Pull each line containing "index" out of the data and copy it.

--- Start DATA SECTION ---

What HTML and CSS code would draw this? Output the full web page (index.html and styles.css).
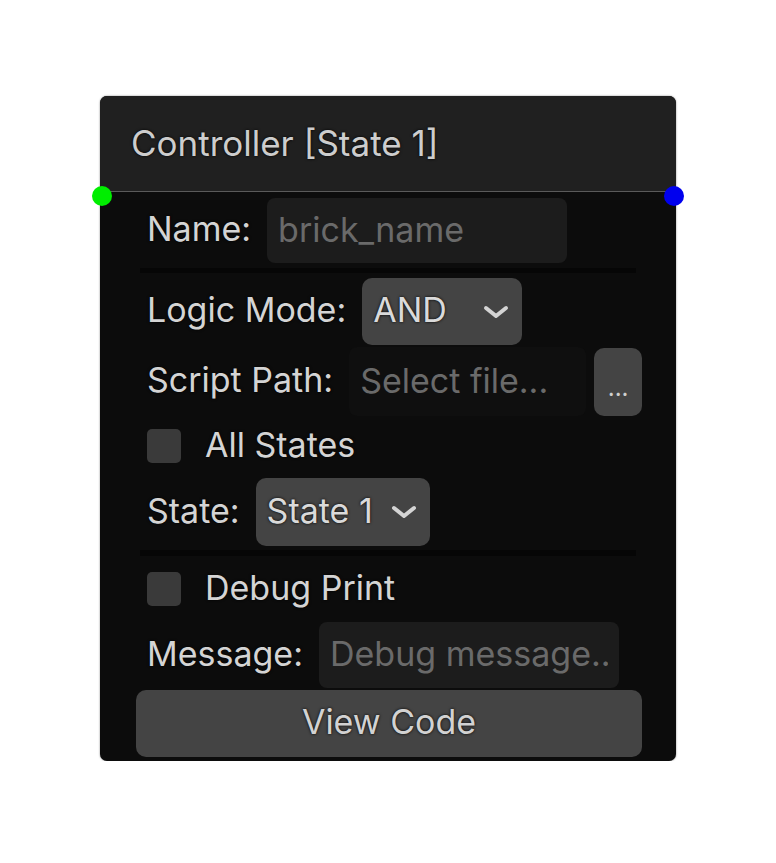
FILE: index.html
```html
<!DOCTYPE html>
<html lang="en">
<head>
    <meta charset="UTF-8">
    <meta name="viewport" content="width=device-width, initial-scale=1.0">
    <title>Controller Node</title>
    <link rel="stylesheet" href="styles.css">
</head>
<body>
    <div class="canvas">
        <div class="node">
            <span class="handle handle-in"></span>
            <span class="handle handle-out"></span>

            <div class="node-header">Controller [State 1]</div>

            <div class="node-body">
                <div class="row row-name">
                    <label class="field-label">Name:</label>
                    <div class="text-input name-input"><span class="placeholder">brick_name</span></div>
                </div>

                <div class="divider"></div>

                <div class="row row-logic">
                    <label class="field-label">Logic Mode:</label>
                    <div class="select logic-select">
                        <span class="select-value">AND</span>
                        <svg class="chevron" viewBox="0 0 26 14" width="26" height="14">
                            <path d="M3 3 L13 11 L23 3" fill="none" stroke="#d4d4d4" stroke-width="4" stroke-linecap="round" stroke-linejoin="round"/>
                        </svg>
                    </div>
                </div>

                <div class="row row-script">
                    <label class="field-label">Script Path:</label>
                    <div class="text-input script-input"><span class="placeholder">Select file...</span></div>
                    <button class="browse-btn">...</button>
                </div>

                <div class="row row-check row-all">
                    <span class="checkbox"></span>
                    <span class="check-label">All States</span>
                </div>

                <div class="row row-state">
                    <label class="field-label">State:</label>
                    <div class="select state-select">
                        <span class="select-value">State 1</span>
                        <svg class="chevron" viewBox="0 0 26 14" width="26" height="14">
                            <path d="M3 3 L13 11 L23 3" fill="none" stroke="#d4d4d4" stroke-width="4" stroke-linecap="round" stroke-linejoin="round"/>
                        </svg>
                    </div>
                </div>

                <div class="divider divider-low"></div>

                <div class="row row-check row-debug">
                    <span class="checkbox"></span>
                    <span class="check-label">Debug Print</span>
                </div>

                <div class="row row-message">
                    <label class="field-label">Message:</label>
                    <div class="text-input message-input"><span class="placeholder">Debug message...</span></div>
                </div>

                <button class="view-code">View Code</button>
            </div>
        </div>
    </div>
</body>
</html>
```

FILE: styles.css
```css
body {
    margin: 0;
    background-color: #ffffff;
    font-family: Inter, "Noto Sans", sans-serif;
}
.canvas {
    display: flex;
    justify-content: center;
    padding-top: 96px;
}
.node {
    position: relative;
    width: 576px;
    background-color: #0c0c0c;
    border-radius: 7px;
    box-shadow: 0 0 2px rgba(0, 0, 0, 0.5);
}
.handle {
    position: absolute;
    top: 90px;
    width: 20px;
    height: 20px;
    border-radius: 50%;
}
.handle-in {
    left: -8px;
    background-color: #00ee00;
}
.handle-out {
    right: -8px;
    background-color: #0000ee;
}
.node-header {
    height: 96px;
    box-sizing: border-box;
    padding: 0 0 2px 31px;
    display: flex;
    align-items: center;
    background-color: #202020;
    border-bottom: 1px solid #5a5a5a;
    border-radius: 7px 7px 0 0;
    color: #cdcdcd;
    font-size: 35px;
    text-shadow: 0 0 3px #000;
}
.node-body {
    padding: 6px 34px 4px 36px;
    display: flex;
    flex-direction: column;
}
.row {
    display: flex;
    align-items: center;
    padding-left: 11px;
}
.field-label, .check-label {
    color: #d4d4d4;
    font-size: 34px;
    white-space: nowrap;
    padding-bottom: 4px;
    text-shadow: 0 0 3px #000;
}
.field-label {
    margin-right: 16px;
}
.text-input {
    box-sizing: border-box;
    height: 100%;
    display: flex;
    align-items: center;
    padding: 0 11px;
    background-color: #1c1c1c;
    border-radius: 8px;
    white-space: nowrap;
}
.placeholder {
    min-width: 0;
    overflow: hidden;
    padding-bottom: 3px;
    color: #6a6a6a;
    font-size: 34px;
}
.select {
    box-sizing: border-box;
    height: 100%;
    display: flex;
    align-items: center;
    justify-content: space-between;
    padding: 0 13px 0 11px;
    background-color: #444444;
    border-radius: 10px;
    color: #dadada;
    font-size: 34px;
    text-shadow: 0 0 3px #000;
}
.select-value {
    padding-bottom: 4px;
}
.chevron {
    flex-shrink: 0;
}
.divider {
    height: 5px;
    margin: 5px 6px 5px 4px;
    background-color: #060606;
}
.divider-low {
    height: 6px;
    margin: 4px 6px 16px 4px;
}

.row-name { height: 65px; }
.name-input { width: 300px; }

.row-logic { height: 67px; }
.logic-select { width: 160px; }

.row-script { height: 69px; margin-top: 2px; }
.script-input {
    width: 238px;
    background-color: #0f0f0f;
}
.browse-btn {
    height: 68px;
    width: 48px;
    margin-left: 8px;
    border: none;
    border-radius: 10px;
    background-color: #444444;
    color: #cfcfcf;
    font-family: inherit;
    font-size: 24px;
    padding: 12px 0 0;
}

.row-check { height: 34px; }
.row-all { margin-top: 13px; }
.checkbox {
    width: 34px;
    height: 34px;
    border-radius: 5px;
    background-color: #3a3a3a;
    margin-right: 24px;
}

.row-state { height: 68px; margin-top: 15px; }
.state-select { width: 174px; }

.row-message { height: 66px; margin-top: 16px; }
.message-input { width: 300px; }

.view-code {
    height: 67px;
    margin-top: 2px;
    border: none;
    border-radius: 10px;
    background-color: #444444;
    color: #d2d2d2;
    font-family: inherit;
    font-size: 34px;
    padding: 0 0 4px;
    text-shadow: 0 0 3px #000;
}
```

--- End DATA SECTION ---

- [SOLVED PROBLEM]
What HTML and CSS code would draw this? Output the full web page (index.html and styles.css).
FILE: index.html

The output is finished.